Путинская стабилизация гроша ломаного не стоит, а воспоминания о копейке пробуждают в памяти картины 1998 года: в народном сознании деноминация стала не символом стабильности, а знамением кризиса. Если приход копейки ознаменовался такими событиями, то что же может означать ее безвременный уход…
Разумеется, в нашем режиме всеобщих инфляционных ожиданий – как со стороны спроса, так и со стороны предложения – даже упразднение столь ничтожных величин, как 1 копейка и 5 копеек, спровоцирует немедленное «округление» цен в сторону их увеличения. Возможно, вклад в «копилку» инфляции будет и невелик, но он непременно состоится. Уходящая копейка будет мелко, как и подобает надоедливой мелочи, мстить.
Семантика слова «копейка» в народном сознании отсылает к дешевому, позволяющему более или менее нормально прожить товару. Универсам «Копейка» стал родным для нищих пенсионеров и трудолюбивых гастарбайтеров, скромных совслужащих и упорных военнослужащих. Русский народ уже подзабыл пословицы, которые можно найти в словаре Даля, но по-прежнему интуитивно придерживается их скрыто протестантской этики: «Копейка к копейке – проживет и семейка», «Кто не бережет копейки, сам рубля не стоит».

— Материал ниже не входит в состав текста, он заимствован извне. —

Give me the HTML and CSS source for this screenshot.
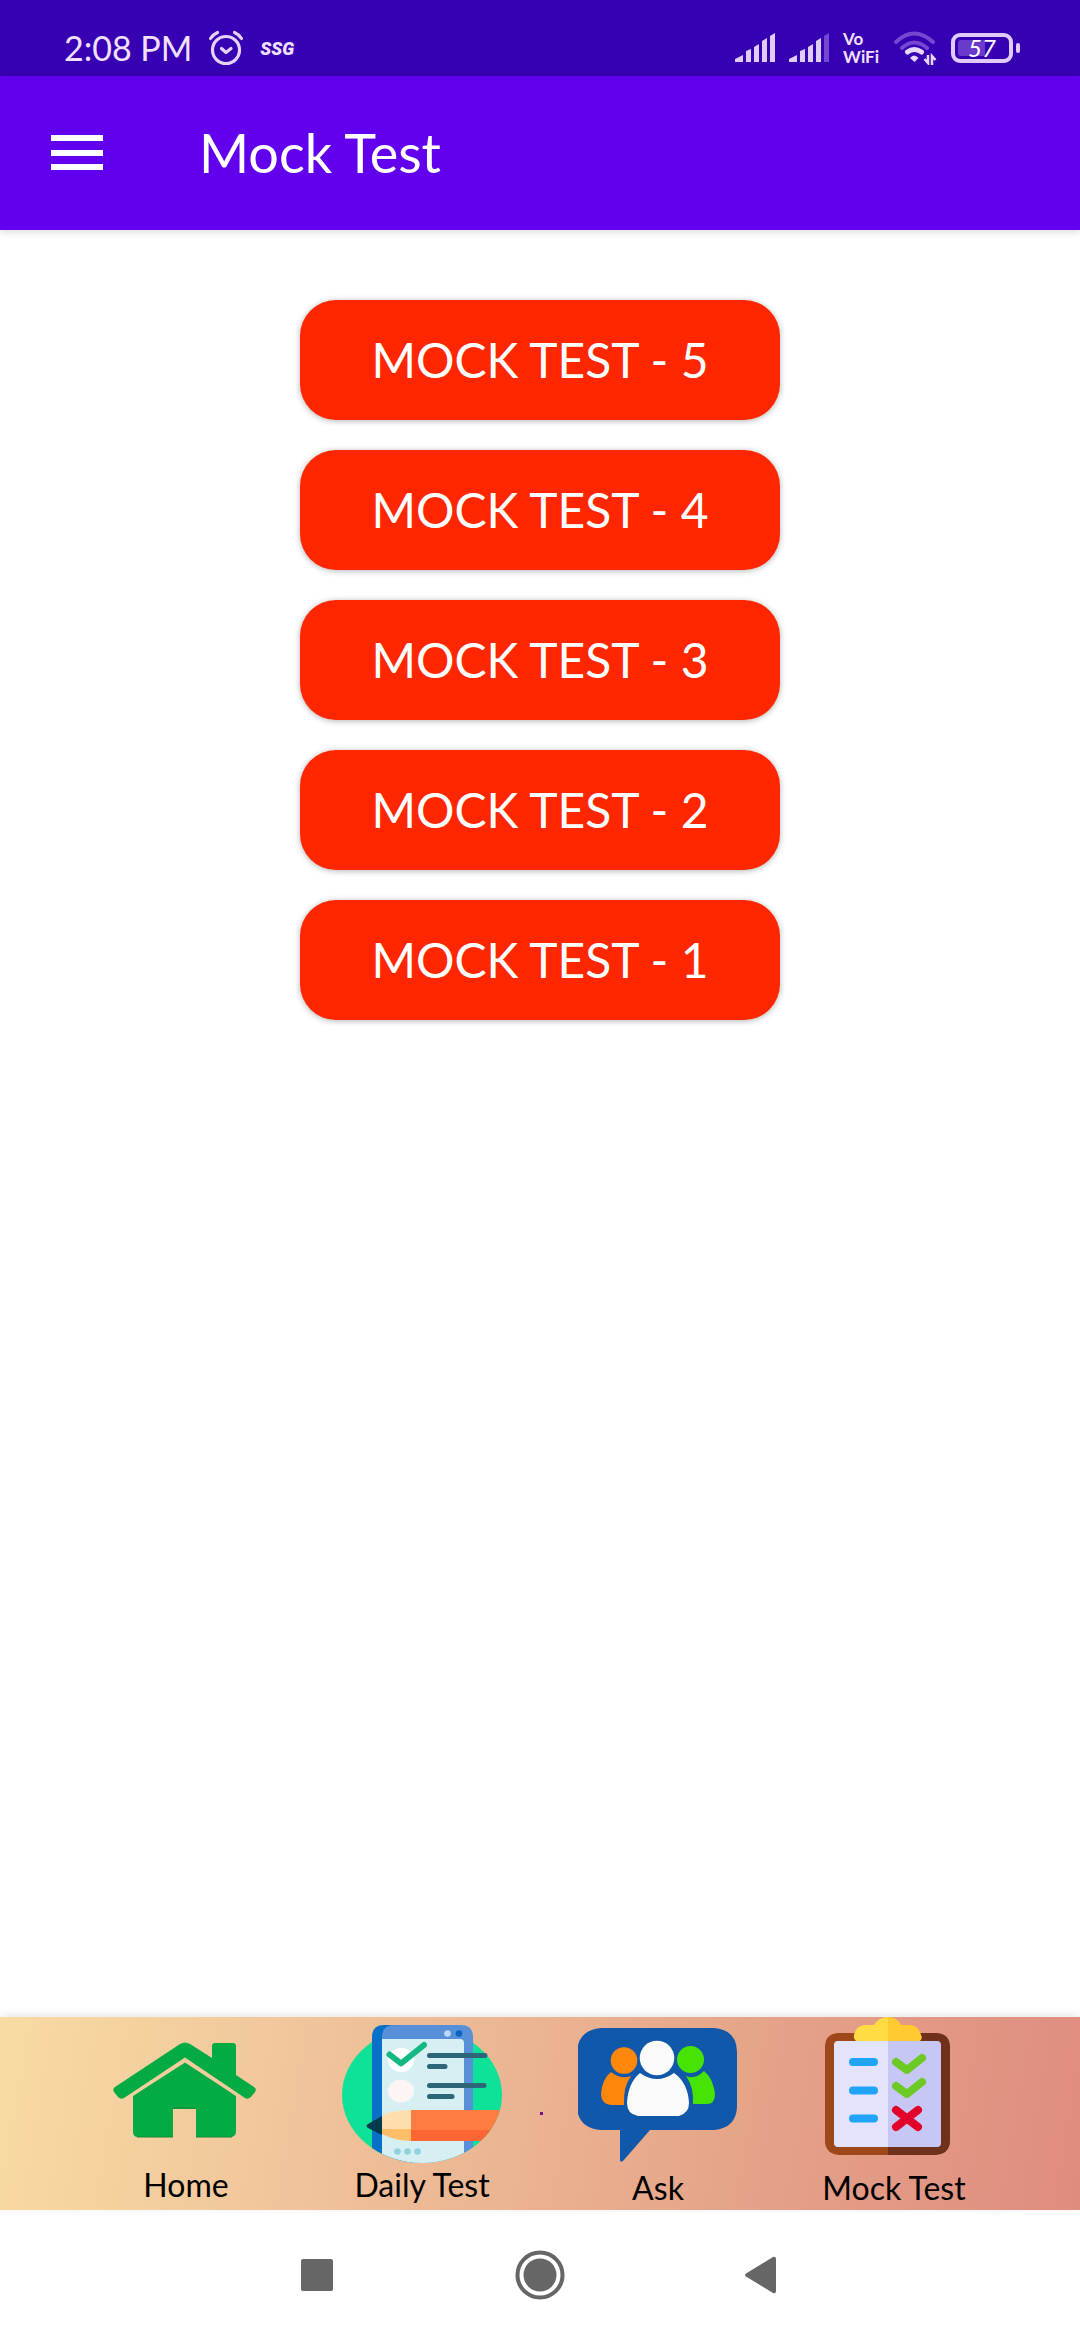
FILE: index.html
```html
<!DOCTYPE html>
<html lang="en">
<head>
<meta charset="utf-8">
<meta name="viewport" content="width=device-width, initial-scale=1">
<title>Mock Test</title>
<link rel="stylesheet" href="styles.css">
</head>
<body>
<div class="status">
  <div class="status-group status-left">
    <span class="time">2:08 PM</span>
    <svg class="alarm" width="36" height="36" viewBox="0 0 36 36" fill="none" stroke="#e6d3fb" stroke-width="3.2" stroke-linecap="round" stroke-linejoin="round" aria-hidden="true"><circle cx="18" cy="20" r="13.5"/><path d="M13.500 18.500 18 22.500 23 18.500M2.500 8.500Q5 4.500 9.500 2.500M33.500 8.500Q31 4.500 26.500 2.500"/></svg>
    <span class="ssg">SSG</span>
  </div>
  <div class="status-group status-right">
    <svg width="40" height="30" viewBox="0 0 40 30" fill="#e0ccf9" aria-hidden="true"><path d="M0 29V26L8 22V29ZM11 29V18L16 16V29ZM19 29V14L24 11V29ZM27 29V8L32 5V29ZM35 29V3L40 0V29Z"/></svg>
    <svg width="40" height="30" viewBox="0 0 40 30" fill="#e0ccf9" aria-hidden="true"><path d="M0 29V26L8 22V29ZM11 29V18L16 16V29ZM19 29V14L24 11V29ZM27 29V8L32 5V29Z"/><path fill="#7746d2" d="M35 29V3L40 0V29Z"/></svg>
    <span class="vowifi">Vo<br>WiFi</span>
    <svg width="44" height="34" viewBox="0 0 44 34" fill="none" stroke-width="4" stroke-linecap="round" aria-hidden="true"><path stroke="#7746d2" d="M3 11Q21 -6 40 11M9 17Q21 6 34 17"/><path stroke="#e8d8fc" stroke-width="5" d="M14.500 21Q21 16 28.500 21"/><path fill="#e8d8fc" d="M17 27Q21 22 25.500 27L21.500 31Z"/><path stroke="#e8d8fc" stroke-width="2.500" stroke-linecap="butt" d="M35 24V32L31.500 28M39 34V25L42.500 29"/></svg>
    <span class="battery"><span class="battery-case"><span class="battery-level">57</span></span></span>
  </div>
</div>

<header class="toolbar">
  <button class="menu" type="button" aria-label="Open menu">
    <svg width="52" height="36" viewBox="0 0 52 36" fill="#fff" aria-hidden="true"><path d="M0 0H52V6H0ZM0 15H52V21H0ZM0 29H52V35H0Z"/></svg>
  </button>
  <h1 class="title">Mock Test</h1>
</header>

<main class="tests">
  <button class="test" type="button">MOCK TEST - 5</button>
  <button class="test" type="button">MOCK TEST - 4</button>
  <button class="test" type="button">MOCK TEST - 3</button>
  <button class="test" type="button">MOCK TEST - 2</button>
  <button class="test" type="button">MOCK TEST - 1</button>
</main>

<nav class="tabs">
  <a class="tab" href="#home">
    <svg width="160" height="148" viewBox="0 0 160 148" fill="#04ab45" aria-hidden="true">
      <path d="M74 27Q79 24 84 27L106 41V29Q106 26 109 26H127Q130 26 130 29V58L148 70Q151 72 149 75L145 80Q142 83 139 81L79 40.500 18 81Q15 83 12 80L8 75Q6 72 9 70Z"/>
      <path d="M79 45.500 130 79V114Q130 120 124 120H90V92H67V120H32Q27 120 27 115V79Z"/>
      <path d="M67 91H90M31 120H67M90 120H126" stroke="#168936" stroke-width="1"/>
    </svg>
    <span>Home</span>
  </a>
  <a class="tab" href="#daily">
    <svg width="160" height="148" viewBox="0 0 160 148" aria-hidden="true">
      <clipPath id="round"><path d="M0 0H160V78A80 68 0 0 1 0 78Z"/></clipPath>
      <ellipse cx="80" cy="78" rx="80" ry="68" fill="#0ee298"/>
      <g clip-path="url(#round)">
        <path fill="#0770c8" d="M42 8H70V148H30V20Q30 8 42 8Z"/>
        <path fill="#5790d8" d="M52 8H119Q131 8 131 20V148H40V20Q40 8 52 8Z"/>
        <path fill="#d5eff3" d="M40 22H118Q122 22 122 26V148H40Z"/>
        <circle cx="105.500" cy="16.500" r="3.300" fill="#b5d9ff"/><circle cx="117" cy="16.500" r="3.300" fill="#0764c2"/>
        <ellipse cx="59" cy="43" rx="13" ry="12" fill="#fff"/><ellipse cx="59" cy="74" rx="13" ry="11.500" fill="#fdf4f4"/>
        <path d="M47.500 37.500 59 46.500 82 28" fill="none" stroke="#13b982" stroke-width="6" stroke-linejoin="round" stroke-linecap="round"/>
        <path d="M87.500 38.500H143M87.500 49.500H103M87.500 68.500H142M87.500 79.500H110" stroke="#2d6678" stroke-width="5" stroke-linecap="round"/>
        <path fill="#ffdfad" d="M40 98Q54 93 69 93V113H40Z"/><path fill="#ffbd68" d="M40 112H69V124Q54 124 40 117Z"/>
        <path fill="#053a4d" d="M40 99 26 107Q23 109 26 111L40 118Z"/>
        <path fill="#ff7c43" d="M69 93H160V113H69Z"/><path fill="#ff6434" d="M69 113H160V124H69Z"/>
        <g fill="#8fd1de"><circle cx="55.500" cy="134.500" r="3.300"/><circle cx="65.500" cy="134.500" r="3.300"/><circle cx="75.500" cy="134.500" r="3.300"/></g>
      </g>
    </svg>
    <span>Daily Test</span>
  </a>
  <a class="tab" href="#ask">
    <svg width="160" height="151" viewBox="0 0 160 151" aria-hidden="true">
      <path fill="#1258aa" d="M23 11H136Q159 13 159 35V90Q158 111 136 113H72L45 144Q42 146 42 143V113H23Q0 111 -1 90V35Q0 13 23 11Z"/>
      <path fill="#ff870c" d="M33 55Q43 63 53 59Q45 70 46 88H33Q23 87 23 77Q24 62 33 55Z"/><circle cx="46" cy="43.500" r="13.300" fill="#ff870c"/>
      <path fill="#47e302" d="M126 54Q117 63 108 59Q116 70 115 87H129Q137 87 137 77Q135 61 126 54Z"/><circle cx="112.500" cy="42.500" r="13.500" fill="#47e302"/>
      <path fill="#fafafa" d="M62 56Q79 68 96 56Q110 66 111 86Q111 96 101 99H60Q49 97 49 86Q50 66 62 56Z"/><circle cx="79" cy="41" r="17.300" fill="#fafafa"/>
    </svg>
    <span>Ask</span>
  </a>
  <a class="tab" href="#mock">
    <svg width="160" height="151" viewBox="0 0 160 151" aria-hidden="true">
      <path fill="#9d471b" d="M74 16H24Q11 17 11 30V125Q12 137 25 138H74Z"/><path fill="#70311c" d="M74 16H123Q136 17 136 30V125Q135 137 122 138H74Z"/>
      <path fill="#e3e4fb" d="M74 24H24Q20 24 20 28V126Q20 130 24 130H74Z"/><path fill="#c6c7f5" d="M74 24H123Q127 24 127 28V126Q127 130 123 130H74Z"/>
      <path fill="#ffdc43" d="M74 0V24H42Q39 21 40 18Q42 9 50 8H60Q65 0 74 0Z"/><path fill="#ffc92f" d="M74 0V24H106Q109 21 107 18Q105 9 97 8H87Q83 0 74 0Z"/>
      <path d="M39 45H60M39 73.500H60M39 101.500H60" stroke="#20a4f7" stroke-width="8" stroke-linecap="round"/>
      <g fill="none" stroke-width="8" stroke-linecap="round" stroke-linejoin="round"><path stroke="#6bcb24" d="M82 45 93 53 108 41M82 69 93 77 108 65"/><path stroke="#e3002b" d="M82 93 104 110M104 93 82 110"/></g>
    </svg>
    <span>Mock Test</span>
  </a>
</nav>

<div class="system">
  <button type="button" aria-label="Recent apps"><svg width="50" height="50" viewBox="0 0 50 50" fill="#666" aria-hidden="true"><rect x="9" y="9" width="32" height="32" rx="2"/></svg></button>
  <button type="button" aria-label="Home"><svg width="50" height="50" viewBox="0 0 50 50" fill="#666" aria-hidden="true"><circle cx="25" cy="25" r="16.500"/><circle cx="25" cy="25" r="22.500" fill="none" stroke="#666" stroke-width="4"/></svg></button>
  <button type="button" aria-label="Back"><svg width="50" height="50" viewBox="0 0 50 50" fill="#666" aria-hidden="true"><path d="M8 23.500 35 7Q38 6 38 9V41Q38 44 35 43L8 26.500Q6 25 8 23.500Z"/></svg></button>
</div>
</body>
</html>
```
FILE: styles.css
```css
* {
  box-sizing: border-box;
}

body {
  display: flex;
  flex-direction: column;
  min-height: 100vh;
  margin: 0;
  background: #fff;
  font-family: Lato, "Open Sans", sans-serif;
}

button {
  padding: 0;
  border: 0;
  background: none;
  font: inherit;
  color: inherit;
  cursor: pointer;
}

svg {
  display: block;
}

.status {
  display: flex;
  justify-content: space-between;
  align-items: center;
  height: 76px;
  padding: 20px 60px 0 64px;
  background: #3700b3;
  color: #f2e0fc;
}

.status-group {
  display: flex;
  align-items: center;
}

.status-left {
  gap: 16px;
}

.status-right {
  gap: 14px;
}

.time {
  font-size: 34px;
  line-height: 40px;
}

.ssg {
  font-family: Roboto, sans-serif;
  font-size: 18px;
  font-style: italic;
  font-weight: 900;
}

.vowifi {
  font-size: 17px;
  font-weight: 700;
  line-height: 18px;
}

.battery {
  display: flex;
  align-items: center;
  gap: 3px;
}

.battery::after {
  width: 4px;
  height: 10px;
  border-radius: 2px;
  background: #e0ccf9;
  content: "";
}

.battery-case {
  width: 62px;
  height: 30px;
  padding: 3px;
  border: 4px solid #e0ccf9;
  border-radius: 9px;
}

.battery-level {
  display: block;
  border-radius: 3px;
  background: linear-gradient(90deg, #6a3acb 57%, transparent 57%);
  color: #fff;
  font-size: 24px;
  font-style: italic;
  font-weight: 400;
  line-height: 16px;
  text-align: center;
}

.toolbar {
  display: flex;
  align-items: center;
  gap: 96px;
  height: 154px;
  padding: 0 51px;
  background: #6200ee;
  box-shadow: 0 2px 8px rgba(0, 0, 0, 0.15);
  color: #fff;
}

.title {
  margin: 0;
  font-size: 54px;
  font-weight: 400;
  line-height: 64px;
}

.tests {
  display: flex;
  flex: 1;
  flex-direction: column;
  align-items: center;
  gap: 30px;
  padding: 70px 24px;
}

.test {
  width: 480px;
  max-width: 100%;
  height: 120px;
  border-radius: 36px;
  background: #ff2600;
  box-shadow: 0 1px 6px rgba(0, 0, 0, 0.3);
  color: #fff;
  font-size: 48px;
  line-height: 64px;
}

.tabs {
  position: relative;
  display: grid;
  grid-template-columns: repeat(4, 1fr);
  min-height: 193px;
  padding: 0 68px;
  background: linear-gradient(100deg, #f8dba3, #f0c39a 30%, #e5a288 70%, #df8c80);
  box-shadow: 0 -2px 8px rgba(0, 0, 0, 0.1);
}

.tabs::after {
  position: absolute;
  top: 95px;
  left: 50%;
  width: 3px;
  height: 3px;
  background: #7a0a90;
  content: "";
}

.tab {
  display: flex;
  flex-direction: column;
  align-items: center;
  color: #000;
  font-size: 32px;
  line-height: 40px;
  text-decoration: none;
}

.system {
  display: grid;
  grid-template-columns: repeat(3, 1fr);
  place-items: center;
  height: 130px;
  padding: 0 206px;
  background: #fff;
}
```
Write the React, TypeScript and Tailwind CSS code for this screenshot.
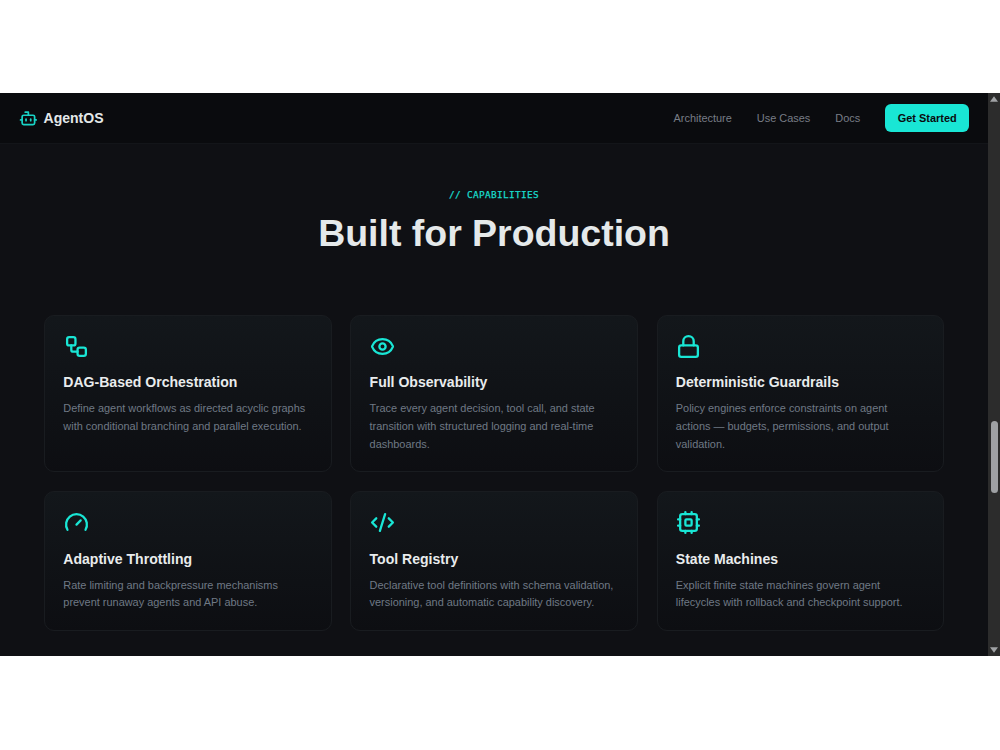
import type { ReactNode } from "react";
import { Bot, CodeXml, Eye, Gauge, Lock, Workflow } from "lucide-react";

const iconClass = "ml-[0.25px] block h-[25px] w-[25px] text-[#19e6d5] [stroke-width:2.2]";

function Chip() {
  return (
    <svg
      className={iconClass}
      viewBox="0 0 24 24"
      fill="none"
      stroke="currentColor"
      strokeLinecap="round"
      strokeLinejoin="round"
    >
      <rect x="4" y="4" width="16" height="16" rx="2" />
      <rect x="9" y="9" width="6" height="6" rx="1" />
      <path d="M15 2v2M15 20v2M2 15h2M2 9h2M20 15h2M20 9h2M9 2v2M9 20v2" />
    </svg>
  );
}

type Feature = { icon: ReactNode; title: string; lines: string[] };

const features: Feature[] = [
  {
    icon: <Workflow className={iconClass} />,
    title: "DAG-Based Orchestration",
    lines: ["Define agent workflows as directed acyclic graphs", "with conditional branching and parallel execution."],
  },
  {
    icon: <Eye className={iconClass} />,
    title: "Full Observability",
    lines: ["Trace every agent decision, tool call, and state", "transition with structured logging and real-time", "dashboards."],
  },
  {
    icon: <Lock className={iconClass} />,
    title: "Deterministic Guardrails",
    lines: ["Policy engines enforce constraints on agent", "actions — budgets, permissions, and output", "validation."],
  },
  {
    icon: <Gauge className={iconClass} />,
    title: "Adaptive Throttling",
    lines: ["Rate limiting and backpressure mechanisms", "prevent runaway agents and API abuse."],
  },
  {
    icon: <CodeXml className={iconClass} />,
    title: "Tool Registry",
    lines: ["Declarative tool definitions with schema validation,", "versioning, and automatic capability discovery."],
  },
  {
    icon: <Chip />,
    title: "State Machines",
    lines: ["Explicit finite state machines govern agent", "lifecycles with rollback and checkpoint support."],
  },
];

function FeatureCard({ icon, title, lines }: Feature) {
  return (
    <article className="rounded-[10px] border border-[#191c20] bg-linear-to-b from-[#13171b] to-[#0d0e12] px-[18.3px] pt-[18px] pb-[17.5px]">
      {icon}
      <h3 className="mt-[13.6px] text-[14.06px] leading-[21.9px] font-bold whitespace-nowrap text-[#e9eced]">{title}</h3>
      <p className="mt-[6.2px] text-[10.94px] leading-[17.8px] whitespace-nowrap text-[#6f7985]">
        {lines.map((line) => (
          <span key={line} className="block">
            {line}
          </span>
        ))}
      </p>
    </article>
  );
}

function Nav() {
  return (
    <header className="flex h-[51px] shrink-0 items-center justify-between border-b border-[#131519] bg-[#0a0b0e] px-[18.75px]">
      <div className="flex items-center gap-[6px]">
        <Bot className="h-[18.75px] w-[18.75px] text-[#18d3c5] [stroke-width:2.2]" />
        <span className="pt-px text-[14.06px] font-bold text-[#e4e8e9]">AgentOS</span>
      </div>
      <nav className="flex items-center gap-[25px] text-[10.94px] text-[#787d86]">
        <a>Architecture</a>
        <a>Use Cases</a>
        <a>Docs</a>
        <button className="h-[28px] w-[84px] rounded-[6px] bg-[#19e6d5] font-bold whitespace-nowrap text-[#0a0b0e]">
          Get Started
        </button>
      </nav>
    </header>
  );
}

function Scrollbar() {
  return (
    <div className="flex w-3 shrink-0 flex-col items-center bg-[#2c2c2c]">
      <svg className="mt-[3px] h-[6px] w-2" viewBox="0 0 8 6" fill="#a0a2a5">
        <path d="M4 0.3 8 5.7H0Z" />
      </svg>
      <div className="mt-[319px] h-[72px] w-[7px] rounded-full bg-[#9fa1a4]" />
      <svg className="mt-auto mb-[3px] h-[6px] w-2" viewBox="0 0 8 6" fill="#a0a2a5">
        <path d="M4 5.7 0 0.3H8Z" />
      </svg>
    </div>
  );
}

export default function App() {
  return (
    <div className="h-[750px] overflow-hidden bg-white pt-[93px] font-['Liberation_Sans',Arial,sans-serif]">
      <div className="flex h-[563px] overflow-hidden bg-[#0f1014]">
        <div className="flex w-[988px] flex-col">
          <Nav />
          <main className="px-11 pt-[43px]">
            <p className="text-center font-['DejaVu_Sans_Mono',monospace] text-[9.4px] leading-4 tracking-[0.34px] text-[#19dccd] [-webkit-text-stroke:0.25px_#19dccd]">
              // CAPABILITIES
            </p>
            <h2 className="mt-[7px] text-center text-[37.5px] leading-[47px] font-bold tracking-[-0.02px] text-[#e5e9ea]">
              Built for Production
            </h2>
            <div className="mt-[57.6px] grid grid-cols-3 gap-[18.75px]">
              {features.map((feature) => (
                <FeatureCard key={feature.title} {...feature} />
              ))}
            </div>
          </main>
        </div>
        <Scrollbar />
      </div>
    </div>
  );
}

По сравнению с простыми гражданами наша элита – безрассудный мот и транжир, способный спустить за ночь резервный фонд.
А может… Может, в уходе копейки скрыт тайный, практически масонский смысл. Ведь на исторических первых копейках, да и на сегодняшних их аналогах изображался Георгий Победоносец, поражающий копьем Змия (иной раз – зеленого, ибо, как толкует тот же русский народ: «Пей-ка, на дне копейка, еще попьешь – грош найдешь»). А ведь это, если рассудить как следует, символ лужковской Москвы. Значит, упраздняя копейку, федеральные власти символически осуществляют акт отставки Юрия Лужкова – того самого гордого копеечного рыцаря, поражающего гидру «неназванного источника в администрации президента».
Такова наша политическая жизнь, бессмысленная, как копейка, и беспощадная, как двузначная инфляция.